Twain writes, in Following the Equator (1897), of his railway experience: "It was a car that promised comfort; indeed luxury. Yet the cost of it - well, economy could no further go; ... No car in any country is equal for comfort (and privacy) I think ... Along the whole length of the sofa on each side of the car ran a row of large single-plate windows, of blue tint-blue to soften the bitter glare of the sun and protect one's eyes for torture."

Not all can have the comforts that Twain enjoyed. But everyone still wants a piece of the lower-berth-cake. The lower berth may be considered the poor cousin - a lower-middle class substitute - for the comforts and entitlements that a seat in the Tejas Express promises to the corporate class.

However, the lower berth is also that tool which has often enabled railway passengers to trade their seats for an ounce of blessings. Women, children, elders, or just an endeared stranger has often had a reprieve from climbing to the searing upper berth - especially during the brunt of Indian summers.

Or many an unconfirmed-ticket-holder has lain in a few hours of rest owing to the kindness of a fellow-passenger, on the side-lower berth.

Apart from the requisite surplus that the railways must accumulate by the end of the year, the proposed fare-hikes may also come to reflect public sentiments and class consciousness.

Whether the hikes are a consequence of the growing streak of solipsism in railway journeys, or vice versa, putting a price-tag on the lower-berth will certainly deprive the last vestiges of generosity that community-travelling has had to offer.

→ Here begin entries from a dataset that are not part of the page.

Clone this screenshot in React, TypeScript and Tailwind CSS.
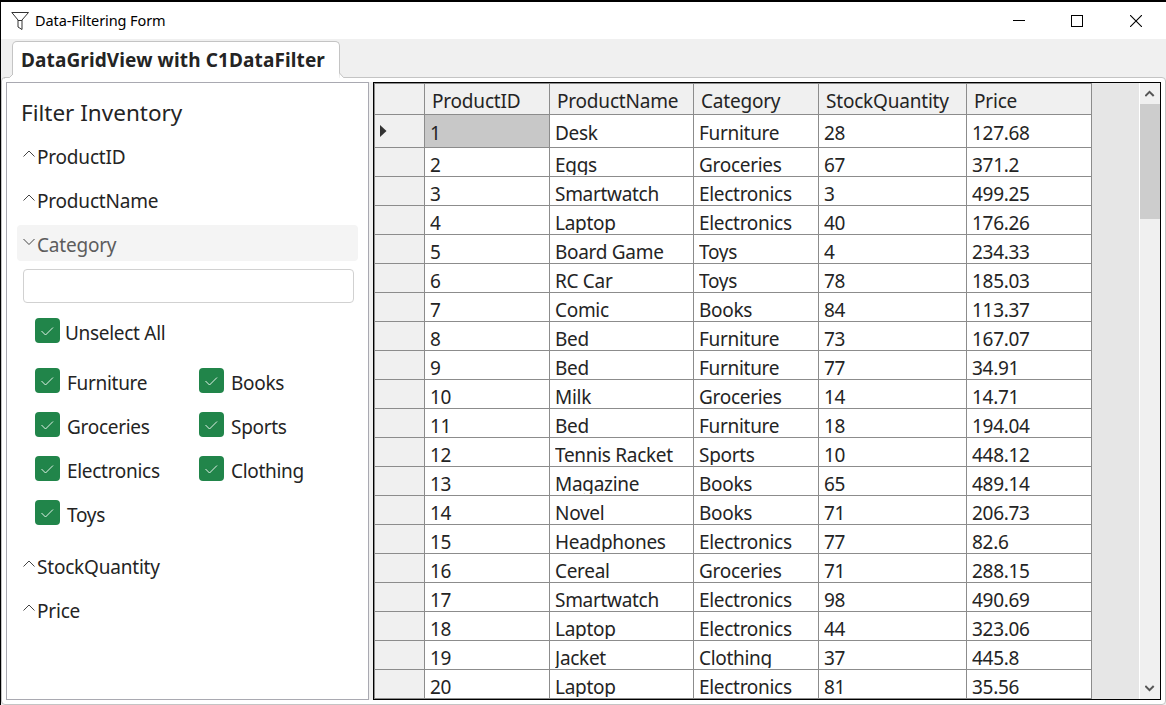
import clsx from 'clsx';

const columns = [
  { name: 'ProductID', width: 'w-[125px]' },
  { name: 'ProductName', width: 'w-[144px]' },
  { name: 'Category', width: 'w-[125px]' },
  { name: 'StockQuantity', width: 'w-[148px]' },
  { name: 'Price', width: 'w-[125px]' },
];

const products = [
  ['1', 'Desk', 'Furniture', '28', '127.68'],
  ['2', 'Eggs', 'Groceries', '67', '371.2'],
  ['3', 'Smartwatch', 'Electronics', '3', '499.25'],
  ['4', 'Laptop', 'Electronics', '40', '176.26'],
  ['5', 'Board Game', 'Toys', '4', '234.33'],
  ['6', 'RC Car', 'Toys', '78', '185.03'],
  ['7', 'Comic', 'Books', '84', '113.37'],
  ['8', 'Bed', 'Furniture', '73', '167.07'],
  ['9', 'Bed', 'Furniture', '77', '34.91'],
  ['10', 'Milk', 'Groceries', '14', '14.71'],
  ['11', 'Bed', 'Furniture', '18', '194.04'],
  ['12', 'Tennis Racket', 'Sports', '10', '448.12'],
  ['13', 'Magazine', 'Books', '65', '489.14'],
  ['14', 'Novel', 'Books', '71', '206.73'],
  ['15', 'Headphones', 'Electronics', '77', '82.6'],
  ['16', 'Cereal', 'Groceries', '71', '288.15'],
  ['17', 'Smartwatch', 'Electronics', '98', '490.69'],
  ['18', 'Laptop', 'Electronics', '44', '323.06'],
  ['19', 'Jacket', 'Clothing', '37', '445.8'],
  ['20', 'Laptop', 'Electronics', '81', '35.56'],
];

const categories = ['Furniture', 'Books', 'Groceries', 'Sports', 'Electronics', 'Clothing', 'Toys'];

function TitleBar() {
  return (
    <header className="flex h-[37px] shrink-0 items-center bg-white pl-[10px] text-black">
      <svg width="20" height="20" viewBox="0 0 20 20" fill="none" stroke="#333">
        <path d="M0.8 1.5H17.5L11 9V18.5L7 16V9Z" />
        <path d="M7 9.5H11" />
      </svg>
      <h1 className="ml-[4px] flex-1 text-[14.5px] tracking-[-0.1px]">Data-Filtering Form</h1>
      <svg width="12" height="12" viewBox="0 0 12 12" stroke="#000" shapeRendering="crispEdges">
        <path d="M0 5.5H12" />
      </svg>
      <svg className="ml-[46px]" width="12" height="12" viewBox="0 0 12 12" fill="none" stroke="#000" shapeRendering="crispEdges">
        <path d="M0.5 0.5H11.5V11.5H0.5Z" />
      </svg>
      <svg className="mr-[24px] ml-[47px]" width="12" height="12" viewBox="0 0 12 12" stroke="#000" strokeWidth="1.1">
        <path d="M0 0L12 12M12 0L0 12" />
      </svg>
    </header>
  );
}

function Chevron({ open }: { open?: boolean }) {
  return (
    <svg className="-mt-[3px]" width="12" height="8" viewBox="0 0 12 8" fill="none" stroke="#444">
      <path d={open ? 'M0.5 1L6 6.5L11.5 1' : 'M0.5 6.5L6 1L11.5 6.5'} />
    </svg>
  );
}

function FilterHeader({ label, open }: { label: string; open?: boolean }) {
  return (
    <div
      className={clsx(
        'flex h-9 items-center gap-[2px] rounded pl-[6px]',
        open ? 'bg-[#f4f4f4] text-[#5c5c5c]' : 'text-[#242424]',
      )}
    >
      <Chevron open={open} />
      <span className="pt-[4px] leading-[34px] tracking-[-0.2px]">{label}</span>
    </div>
  );
}

function Checkbox({ label, className }: { label: string; className?: string }) {
  return (
    <label className={clsx('flex h-[25px]', className)}>
      <span className="flex h-[25px] w-[25px] shrink-0 items-center justify-center rounded-[4px] bg-[#21854a]">
        <svg width="25" height="25" viewBox="0 0 25 25" fill="none" stroke="#e4f2e9">
          <path d="M6.5 13L10.5 17L18 9.5" />
        </svg>
      </span>
      <span className="pt-[3px] leading-[25px]">{label}</span>
    </label>
  );
}

function FilterPanel() {
  return (
    <aside className="w-[363px] shrink-0 border border-[#a9a9b1] bg-white px-[10px]">
      <h2 className="h-[54px] pt-[14px] pl-[4px] text-[22.5px] leading-[32px] tracking-[0px]">Filter Inventory</h2>
      <div className="flex flex-col gap-2">
        <FilterHeader label="ProductID" />
        <FilterHeader label="ProductName" />
        <FilterHeader label="Category" open />
        <div className="h-[270px] pr-[4px] pl-[6px]">
          <input className="block h-[34px] w-full rounded border border-[#d1d1d1] bg-white" />
          <Checkbox label="Unselect All" className="mt-[15px] ml-[12px] gap-[5px]" />
          <div className="mt-[25px] ml-[12px] grid grid-cols-[164px_1fr] gap-y-[19px]">
            {categories.map((category) => (
              <Checkbox key={category} label={category} className="gap-[7px]" />
            ))}
          </div>
        </div>
        <FilterHeader label="StockQuantity" />
        <FilterHeader label="Price" />
      </div>
    </aside>
  );
}

function Grid() {
  return (
    <div className="w-[718px] border-t border-l border-[#8c8c8c]">
      <div className="flex h-[31px] bg-[#f0f0f0] tracking-[-0.2px]">
        <div className="w-[50px] border-r border-b border-[#8c8c8c]" />
        {columns.map(({ name, width }) => (
          <div key={name} className={clsx('overflow-hidden border-r border-b border-[#8c8c8c] pt-[3px] pl-[7px] leading-[28px]', width)}>
            {name}
          </div>
        ))}
      </div>
      {products.map((product, row) => (
        <div key={product[0]} className={clsx('flex', row === 0 ? 'h-[33px]' : 'h-[29px]')}>
          <div className="flex w-[50px] items-center border-r border-b border-[#8c8c8c] bg-[#f0f0f0] pl-[5px]">
            {row === 0 && (
              <svg width="7" height="12" viewBox="0 0 7 12" fill="#333">
                <path d="M0 0L6.5 6L0 12Z" />
              </svg>
            )}
          </div>
          {product.map((value, i) => (
            <div
              key={columns[i].name}
              className={clsx(
                'border-r border-b border-[#8c8c8c] pl-[5px] leading-[28px]',
                columns[i].width,
                row === 0 ? 'pt-[4px]' : 'pt-[3px]',
                row === 0 && i === 0 ? 'bg-[#c8c8c8]' : 'bg-white',
              )}
            >
              {/* descenders are cut off just above the row line */}
              <div className={clsx('overflow-hidden', row === 0 ? 'h-[28px]' : 'h-[24px]')}>{value}</div>
            </div>
          ))}
        </div>
      ))}
    </div>
  );
}

function ScrollBar() {
  return (
    <div className="flex w-[21px] flex-col items-center border-l border-white bg-[#f0f0f0]">
      <svg className="h-[21px]" width="10" height="21" viewBox="0 0 10 21" fill="none" stroke="#555" strokeWidth="2">
        <path d="M0.3 13L4.5 8.8L8.7 13" />
      </svg>
      <div className="h-[115px] w-full bg-[#cdcdcd]" />
      <svg className="mt-auto" width="10" height="21" viewBox="0 0 10 21" fill="none" stroke="#555" strokeWidth="2">
        <path d="M0.3 8L4.5 12.2L8.7 8" />
      </svg>
    </div>
  );
}

export default function App() {
  return (
    <div className="flex h-[705px] w-[1166px] flex-col overflow-hidden border-t-2 border-l border-black bg-[#f0f0f0] font-['Noto_Sans',sans-serif] text-[19px] tracking-[-0.3px] text-[#242424]">
      <TitleBar />
      <div className="relative z-10 mt-[2px] ml-[11px] h-[37px] w-[328px] shrink-0 rounded-t-[5px] border border-b-0 border-[#c4c4c4] bg-white pl-[8px] text-[19px] leading-[37px] font-bold tracking-[0.12px]">
        DataGridView with C1DataFilter
        {/* flared feet of the tab */}
        <svg className="absolute -bottom-px -left-[9px]" width="9" height="6" viewBox="0 0 9 6" fill="#fff" stroke="#c4c4c4">
          <path d="M9.5 0.5L5.5 4.5H0V7H10" />
        </svg>
        <svg className="absolute -right-[6px] -bottom-px" width="6" height="6" viewBox="0 0 6 6" fill="#fff" stroke="#c4c4c4">
          <path d="M0.5 0L4.5 4.5H7V8H0" />
        </svg>
      </div>
      <main className="-mt-px flex h-[628px] shrink-0 rounded-[4px] border border-[#c4c4c4] bg-white px-[4px] pt-[4px] pb-[4px]">
        <FilterPanel />
        <div className="w-[4px] bg-[#f0f0f0]" />
        <section className="flex flex-1 border border-black bg-[#e6e6e6]">
          <Grid />
          <div className="flex-1" />
          <ScrollBar />
        </section>
      </main>
    </div>
  );
}
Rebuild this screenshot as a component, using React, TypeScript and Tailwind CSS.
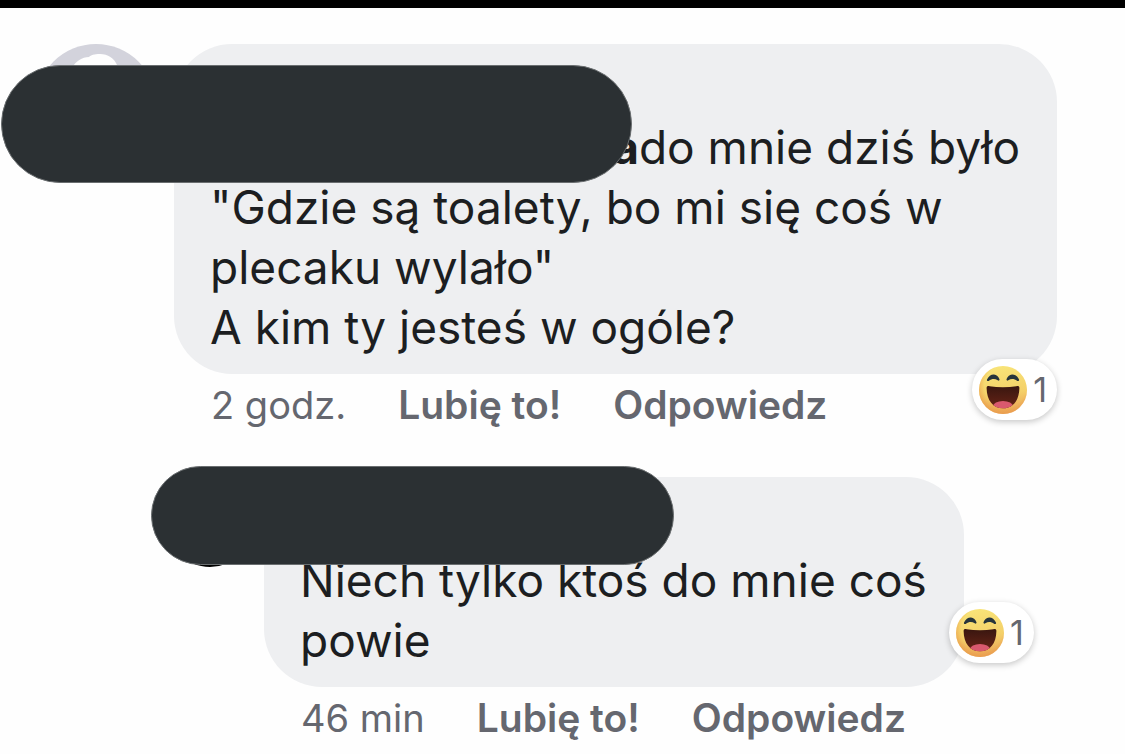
import React from "react";

type FaceProps = { id: string };

function LaughingFace({ id }: FaceProps) {
  return (
    <svg viewBox="0 0 48 48" className="size-12 shrink-0" role="img" aria-label="Ha ha">
      <defs>
        <linearGradient id={`${id}-skin`} x1="0.4" y1="0" x2="0.6" y2="1">
          <stop offset="0" stopColor="#f8e478" />
          <stop offset="0.6" stopColor="#f4d069" />
          <stop offset="1" stopColor="#eba255" />
        </linearGradient>
        <radialGradient id={`${id}-rim`} cx="0.55" cy="0.42" r="0.58">
          <stop offset="0.75" stopColor="#eda04f" stopOpacity="0" />
          <stop offset="1" stopColor="#e99a4a" stopOpacity="0.7" />
        </radialGradient>
        <linearGradient id={`${id}-mouth`} x1="0" y1="0" x2="0" y2="1">
          <stop offset="0" stopColor="#35150f" />
          <stop offset="1" stopColor="#6b2517" />
        </linearGradient>
        <clipPath id={`${id}-clip`}>
          <path d="M7.600 22C7.600 20.300 8.800 19.800 10.600 20.200C19 21.600 29 21.600 37.400 20.200C39.200 19.800 40.400 20.300 40.400 22C40.200 34.500 34 42.300 24 42.300S7.800 34.500 7.600 22Z" />
        </clipPath>
      </defs>
      <circle cx="24" cy="24" r="24" fill={`url(#${id}-skin)`} />
      <circle cx="24" cy="24" r="24" fill={`url(#${id}-rim)`} />
      <g clipPath={`url(#${id}-clip)`}>
        <rect x="6" y="18" width="36" height="26" fill={`url(#${id}-mouth)`} />
        <ellipse cx="24" cy="40.500" rx="10" ry="5.500" fill="#d9596e" />
      </g>
      <path d="M8 13.500C9.500 10 12.300 8.200 15 8.400C17.600 8.600 19.600 10.600 20.500 13.300C20.700 14.600 19.600 15 18.700 14.300C15.600 12.300 13 12.600 9.700 14.900C8.600 15.500 7.600 14.700 8 13.500Z" fill="#26343b" />
      <path d="M40 13.500C38.500 10 35.700 8.200 33 8.400C30.400 8.600 28.400 10.600 27.500 13.300C27.300 14.600 28.400 15 29.300 14.300C32.400 12.300 35 12.600 38.300 14.900C39.400 15.500 40.400 14.700 40 13.500Z" fill="#26343b" />
    </svg>
  );
}

function Reaction({ id, count }: FaceProps & { count: number }) {
  return (
    <button
      type="button"
      className="flex h-[61px] items-center gap-1.5 rounded-full bg-white pr-2.5 pl-[7px] text-[34px] leading-none text-[#65676f] shadow-[0_2px_6px_rgba(0,0,0,0.22)]"
    >
      <LaughingFace id={id} />
      <span>{count}</span>
    </button>
  );
}

function Actions({ time }: { time: string }) {
  return (
    <footer className="flex h-[61px] items-center pl-[37px] text-[38px] leading-none whitespace-nowrap text-[#65676f]">
      <time>{time}</time>
      <button type="button" className="ml-[52px] text-[39px] leading-none font-semibold">
        Lubię to!
      </button>
      <button type="button" className="ml-[52px] text-[39px] leading-none font-semibold">
        Odpowiedz
      </button>
    </footer>
  );
}

export default function App() {
  return (
    <main className="min-h-screen border-t-8 border-black bg-[#fefefe] pt-9 font-['Inter',sans-serif] text-[#1c1e21]">
      <article className="relative flex items-start gap-[18px] pr-[68px] pl-9">
        <svg viewBox="0 0 120 120" className="size-[120px] shrink-0" aria-hidden="true">
          <circle cx="60" cy="60" r="60" fill="#d3d3dc" />
          <path d="M36 24C40 17 46 13 53 13c2-2 5-3 11-3 8 0 14 4 17 11l2 9v32H36Z" fill="#fefefe" />
        </svg>
        <div className="min-w-0 flex-1">
          <div className="relative rounded-[58px] bg-[#eeeff1] pt-[13px] pr-[37px] pb-[17px] pl-9 text-[46px] leading-[60px] whitespace-nowrap">
            <div className="h-[60px]" />
            <p className="text-right">
              <b>a</b>do mnie dziś było
            </p>
            <p>"Gdzie są toalety, bo mi się coś w</p>
            <p>plecaku wylało"</p>
            <p>A kim ty jesteś w ogóle?</p>
            <div className="absolute right-0 -bottom-[46px]">
              <Reaction id="first" count={1} />
            </div>
          </div>
          <Actions time="2 godz." />
        </div>
        <div className="absolute top-[21px] left-px h-[118px] w-[631px] rounded-full border border-[#6a6e70] bg-[#2b3033]" />
      </article>

      <article className="relative mt-[42px] flex items-start gap-[9px] pl-[165px]">
        <div className="size-[90px] shrink-0 rounded-full bg-black" />
        <div>
          <div className="relative w-fit rounded-[58px] bg-[#eeeff1] pt-[13px] pr-[37px] pb-[17px] pl-9 text-[46px] leading-[60px] whitespace-nowrap">
            <div className="h-[60px]" />
            <p>Niech tylko ktoś do mnie coś</p>
            <p>powie</p>
            <div className="absolute -right-[70px] bottom-6">
              <Reaction id="second" count={1} />
            </div>
          </div>
          <Actions time="46 min" />
        </div>
        <div className="absolute -top-[11px] left-[151px] h-[99px] w-[523px] rounded-full border border-[#6a6e70] bg-[#2b3033]" />
      </article>
    </main>
  );
}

Meanwhile, enhancing amenities on superfast express trains, such as Tejas, would only isolate passengers more, transforming the railway-experience to nearly a flying-experience - an insulated, brisk and unemotional affair.

Nonetheless, before criticising the railways anymore, without an eye on the economics of the current budget, we must begin to understand the economics of cultural and class segregation that we have started to move towards, once again, while aboard our railways.